Se sabe de algunos escritores que escriben sus sueños y luego los aprovechan para hacer su literatura. No soy de esos escritores; pero no porque no quiera, sino por una razón que me da pena confesar: mis sueños suelen ser muy aburridos, o francamente espeluznantes y pesadillescos, pero en este último caso no son muy diferentes de lo que se ve y se lee en la nota roja. De vez en cuando sueño cosas bonitas, digamos; pero no dan para andarlas contando por ahí ni mucho menos para darles la forma de un cuento, de un poema inmortal o de una confesión lírica o clínica. Pero hace unos días (hace unas noches), contra la costumbre de esa parte de mí que sueña, tuve una experiencia que sí quiero contar. La llamo “el sueño de las fotografías” y me dejó pensativo y hondamente intrigado.

Estaba yo con mi esposa y unos amigos en un café; conversábamos apaciblemente. Yo me levanté de la mesa, salí del lugar y crucé la calle, rumbo a una tienda con toda la pinta de lo que llamamos “una librería de viejo”. Bien: hasta aquí, nada del otro mundo; un sueño como tantísimos que he tenido. Entré en la librería y me topé casi de inmediato con una mesa muy amplia, llena de papeles, libros, revistas y fotografías. Revisé someramente esos materiales y comencé a examinar las fotos: en muchas aparecía yo mismo. Aquí el sueño empezó a ponerse interesante.

Las imágenes correspondían a épocas de un pasado varias décadas distante; yo no tenía canas y tiraba a muy joven o a adulto que comienza apenas a serlo; digamos, un treintón, cuando mucho. En esas imágenes no era yo capaz de reconocer a nadie de las personas que me rodeaban y con las que parecía departir, muy divertido al parecer, o en un plan de insólita confianza, de conversada familiaridad. Había niños, ancianos, mujeres, muchachos, gente de toda edad y condición; todos vestían con toda normalidad, nadie destacaba por algún rasgo o actitud.

Eran fotos como hay millones; pero eran testimonios o testigos de una vida que nunca he vivido, que no viví jamás y que no recuerdo en absoluto. Cuando me di cuenta de eso me invadió una sensación avasalladora, mareante; no era miedo ni desconcierto ni asombro: era otra cosa, como si hubiera yo ingresado en una realidad paralela o de plano en la Dimensión Desconocida (no estaba consciente de estar soñando, desde luego: era un sueño muy realista).
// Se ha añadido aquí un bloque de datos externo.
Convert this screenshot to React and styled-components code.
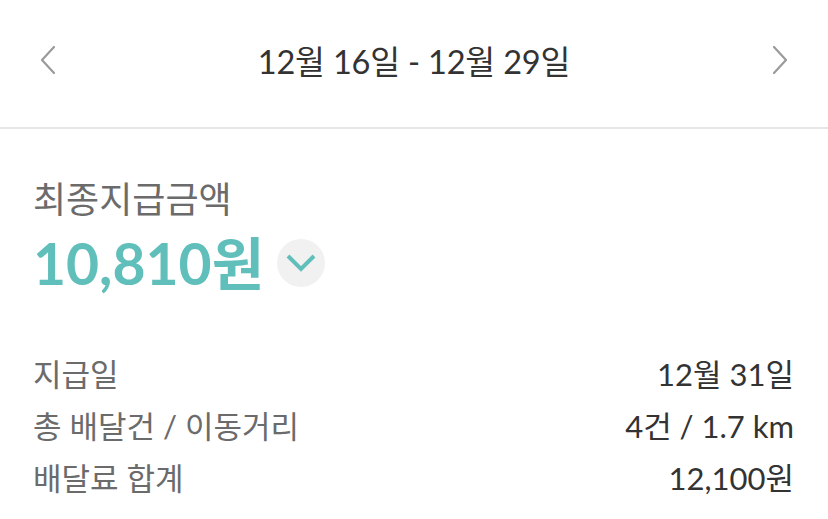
import React from "react";
import styled, { createGlobalStyle } from "styled-components";

const GlobalStyle = createGlobalStyle`
  html, body {
    margin: 0;
    padding: 0;
    background: #fff;
  }
  body {
    font-family: Lato, "Noto Sans CJK KR", sans-serif;
  }
`;

const Page = styled.div`
  width: 828px;
  background: #fff;
`;

const Header = styled.div`
  height: 119px;
  padding: 0 40px 8px 40px;
  display: flex;
  align-items: center;
  justify-content: space-between;
  border-bottom: 2px solid #e6e6e6;
`;

const NavButton = styled.button`
  width: 16px;
  height: 30px;
  padding: 0;
  border: 0;
  background: none;
  display: flex;
  align-items: center;
  justify-content: center;
  cursor: pointer;
`;

const Period = styled.div`
  font-size: 32.5px;
  color: #333;
  letter-spacing: -0.2px;
`;

const Summary = styled.div`
  padding: 49px 34px 0 33px;
`;

const Caption = styled.div`
  font-size: 36px;
  line-height: 42px;
  color: #6b6b6b;
`;

const AmountRow = styled.div`
  margin-top: 11px;
  height: 64px;
  display: flex;
  align-items: center;
  gap: 13px;
`;

const Amount = styled.div`
  font-size: 57px;
  font-weight: 700;
  color: #60bfbb;
  line-height: 64px;
`;

const ToggleButton = styled.button`
  width: 48px;
  height: 48px;
  border-radius: 50%;
  border: 0;
  padding: 0;
  background: #f1f1f1;
  display: flex;
  align-items: center;
  justify-content: center;
  cursor: pointer;
`;

const Details = styled.div`
  margin-top: 51px;
`;

const DetailRow = styled.div`
  display: flex;
  justify-content: space-between;
  align-items: center;
  height: 52px;
  font-size: 31px;
`;

const Label = styled.span`
  color: #6b6b6b;
`;

const Value = styled.span`
  color: #333;
`;

const Chevron = ({ dir }) => (
  <svg width="16" height="30" viewBox="0 0 16 30" fill="none">
    <path
      d={dir === "left" ? "M14 2 L2 15 L14 28" : "M2 2 L14 15 L2 28"}
      stroke="#9a9a9a"
      strokeWidth="2.2"
      strokeLinecap="round"
      strokeLinejoin="round"
    />
  </svg>
);

const details = [
  { label: "지급일", value: "12월 31일" },
  { label: "총 배달건 / 이동거리", value: "4건 / 1.7 km" },
  { label: "배달료 합계", value: "12,100원" },
];

export default function App() {
  return (
    <Page>
      <GlobalStyle />
      <Header>
        <NavButton aria-label="이전">
          <Chevron dir="left" />
        </NavButton>
        <Period>12월 16일 - 12월 29일</Period>
        <NavButton aria-label="다음">
          <Chevron dir="right" />
        </NavButton>
      </Header>
      <Summary>
        <Caption>최종지급금액</Caption>
        <AmountRow>
          <Amount>10,810원</Amount>
          <ToggleButton aria-label="펼치기">
            <svg width="32" height="20" viewBox="0 0 32 20" fill="none">
              <path
                d="M3 3 L16 16 L29 3"
                stroke="#60bfbb"
                strokeWidth="4"
                strokeLinejoin="miter"
              />
            </svg>
          </ToggleButton>
        </AmountRow>
        <Details>
          {details.map((d) => (
            <DetailRow key={d.label}>
              <Label>{d.label}</Label>
              <Value>{d.value}</Value>
            </DetailRow>
          ))}
        </Details>
      </Summary>
    </Page>
  );
}
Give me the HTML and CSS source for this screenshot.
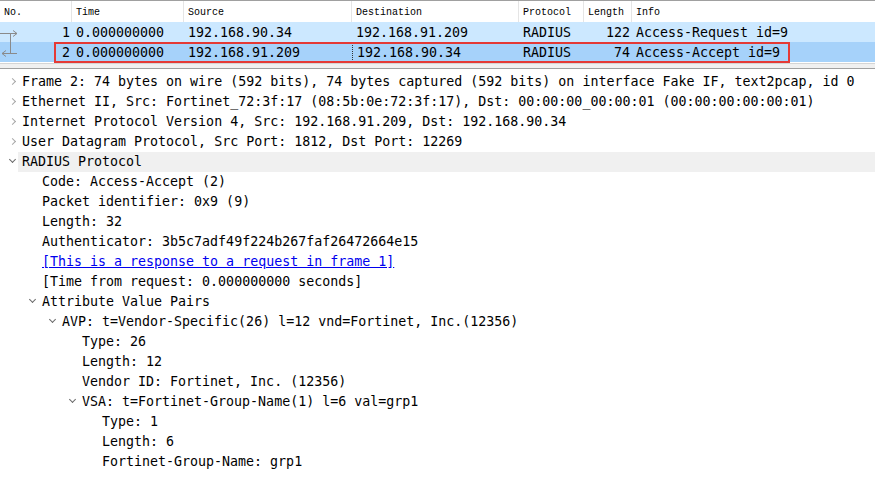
FILE: index.html
```html
<!DOCTYPE html>
<html>
<head>
<meta charset="utf-8">
<link rel="stylesheet" href="styles.css">
</head>
<body>
<div class="list">
  <div class="row hdr">
    <div class="c">No.</div>
    <div class="c">Time</div>
    <div class="c">Source</div>
    <div class="c">Destination</div>
    <div class="c">Protocol</div>
    <div class="c">Length</div>
    <div class="c last">Info</div>
  </div>
  <div class="row pkt p1">
    <div class="c r">1</div>
    <div class="c">0.000000000</div>
    <div class="c">192.168.90.34</div>
    <div class="c">192.168.91.209</div>
    <div class="c">RADIUS</div>
    <div class="c r">122</div>
    <div class="c">Access-Request id=9</div>
  </div>
  <div class="row pkt p2">
    <div class="c r">2</div>
    <div class="c">0.000000000</div>
    <div class="c">192.168.91.209</div>
    <div class="c focus">192.168.90.34</div>
    <div class="c">RADIUS</div>
    <div class="c r">74</div>
    <div class="c">Access-Accept id=9</div>
  </div>
  <svg class="rel" width="20" height="40" viewBox="0 0 20 40">
    <path d="M0 10.5H17M13 7.5L17 10.5L13 13.5M10.5 10.5V30.5M2 30.5H17M6 27.5L2 30.5L6 33.5" fill="none" stroke="#8a8a8a" stroke-width="1"/>
  </svg>
  <div class="redbox"></div>
</div>
<div class="split"></div>
<div class="tree">
  <div class="n l0"><span class="ch col"></span>Frame 2: 74 bytes on wire (592 bits), 74 bytes captured (592 bits) on interface Fake IF, text2pcap, id 0</div>
  <div class="n l0"><span class="ch col"></span>Ethernet II, Src: Fortinet_72:3f:17 (08:5b:0e:72:3f:17), Dst: 00:00:00_00:00:01 (00:00:00:00:00:01)</div>
  <div class="n l0"><span class="ch col"></span>Internet Protocol Version 4, Src: 192.168.91.209, Dst: 192.168.90.34</div>
  <div class="n l0"><span class="ch col"></span>User Datagram Protocol, Src Port: 1812, Dst Port: 12269</div>
  <div class="n l0 sel"><span class="ch exp"></span>RADIUS Protocol</div>
  <div class="n l1">Code: Access-Accept (2)</div>
  <div class="n l1">Packet identifier: 0x9 (9)</div>
  <div class="n l1">Length: 32</div>
  <div class="n l1">Authenticator: 3b5c7adf49f224b267faf26472664e15</div>
  <div class="n l1"><span class="link">[This is a response to a request in frame 1]</span></div>
  <div class="n l1">[Time from request: 0.000000000 seconds]</div>
  <div class="n l1"><span class="ch exp"></span>Attribute Value Pairs</div>
  <div class="n l2"><span class="ch exp"></span>AVP: t=Vendor-Specific(26) l=12 vnd=Fortinet, Inc.(12356)</div>
  <div class="n l3">Type: 26</div>
  <div class="n l3">Length: 12</div>
  <div class="n l3">Vendor ID: Fortinet, Inc. (12356)</div>
  <div class="n l3"><span class="ch exp"></span>VSA: t=Fortinet-Group-Name(1) l=6 val=grp1</div>
  <div class="n l4">Type: 1</div>
  <div class="n l4">Length: 6</div>
  <div class="n l4">Fortinet-Group-Name: grp1</div>
</div>
</body>
</html>
```
FILE: styles.css
```css
html, body {
  margin: 0;
  padding: 0;
  background: #ffffff;
  width: 875px;
  height: 479px;
  overflow: hidden;
}
body {
  font-family: "DejaVu Sans Mono", "Liberation Mono", monospace;
  font-size: 13.3px;
  color: #000;
}
.list {
  position: relative;
  border-top: 1px solid #a0a0a0;
  padding-bottom: 1px;
}
.row {
  display: grid;
  grid-template-columns: 72px 112px 168px 167px 65px 48px 1fr;
  height: 20px;
}
.c {
  line-height: 20px;
  white-space: nowrap;
  overflow: hidden;
  padding-left: 4px;
}
.hdr {
  height: 21px;
}
.hdr .c {
  font-family: "Liberation Mono", monospace;
  font-size: 10px;
  color: #000;
  border-right: 1px solid #e5e5e5;
  padding-left: 4px;
  line-height: 24px;
}
.hdr .c.last { border-right: none; }
.pkt .c { padding-left: 4px; line-height: 21px; }
.pkt .c.r { text-align: right; padding-left: 0; padding-right: 2px; }
.p1 { background: #cce8ff; }
.p2 { background: #a6d2fa; }
.focus {
  border-left: 1px dotted #333;
}
.rel {
  position: absolute;
  left: 0;
  top: 22px;
}
.redbox {
  position: absolute;
  left: 54px;
  top: 41px;
  width: 732px;
  height: 17px;
  border: 2px solid #e53935;
}
.split {
  border-top: 1px solid #d5d5d5;
  height: 4px;
  background: #f0f0f0;
  border-bottom: 1px solid #a0a0a0;
}
.tree {
  padding-top: 3px;
}
.n {
  position: relative;
  height: 20px;
  line-height: 20px;
  white-space: nowrap;
}
.l0 { padding-left: 22px; }
.l1 { padding-left: 42px; }
.l2 { padding-left: 62px; }
.l3 { padding-left: 82px; }
.l4 { padding-left: 102px; }
.sel {
  background: #f0f0f0;
  margin-left: 18px;
  padding-left: 4px;
}
.ch {
  position: absolute;
  top: 0;
  width: 12px;
  height: 20px;
  margin-left: -16px;
}
.ch.col::before {
  content: "";
  position: absolute;
  left: 4px;
  top: 7px;
  width: 4px;
  height: 4px;
  border-right: 1px solid #a8a8a8;
  border-bottom: 1px solid #a8a8a8;
  transform: rotate(-45deg);
}
.ch.exp::before {
  content: "";
  position: absolute;
  left: 4px;
  top: 5px;
  width: 4px;
  height: 4px;
  border-right: 1px solid #6a6a6a;
  border-bottom: 1px solid #6a6a6a;
  transform: rotate(45deg);
}
.link {
  color: #0000ee;
  text-decoration: underline;
}
```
Salí de la librería y volví al café; había tomado una decisión: comprar cuantas fotografías de aquellas que pudiese. Quería comunicarlo a mi mujer y a mis amigos, pero me temo que no me hicieron mucho caso. Volví a toda prisa a la librería y me dispuse a escoger las fotos que me llevaría: no encontré una sola de las que tan grande impresión me habían hecho. Se habían esfumado. Yo estaba boquiabierto. Miré al dependiente, como pidiendo ayuda. Él, un hombre mayor, de apariencia afable, me sonrió tenuemente y siguió ocupándose de sus asuntos.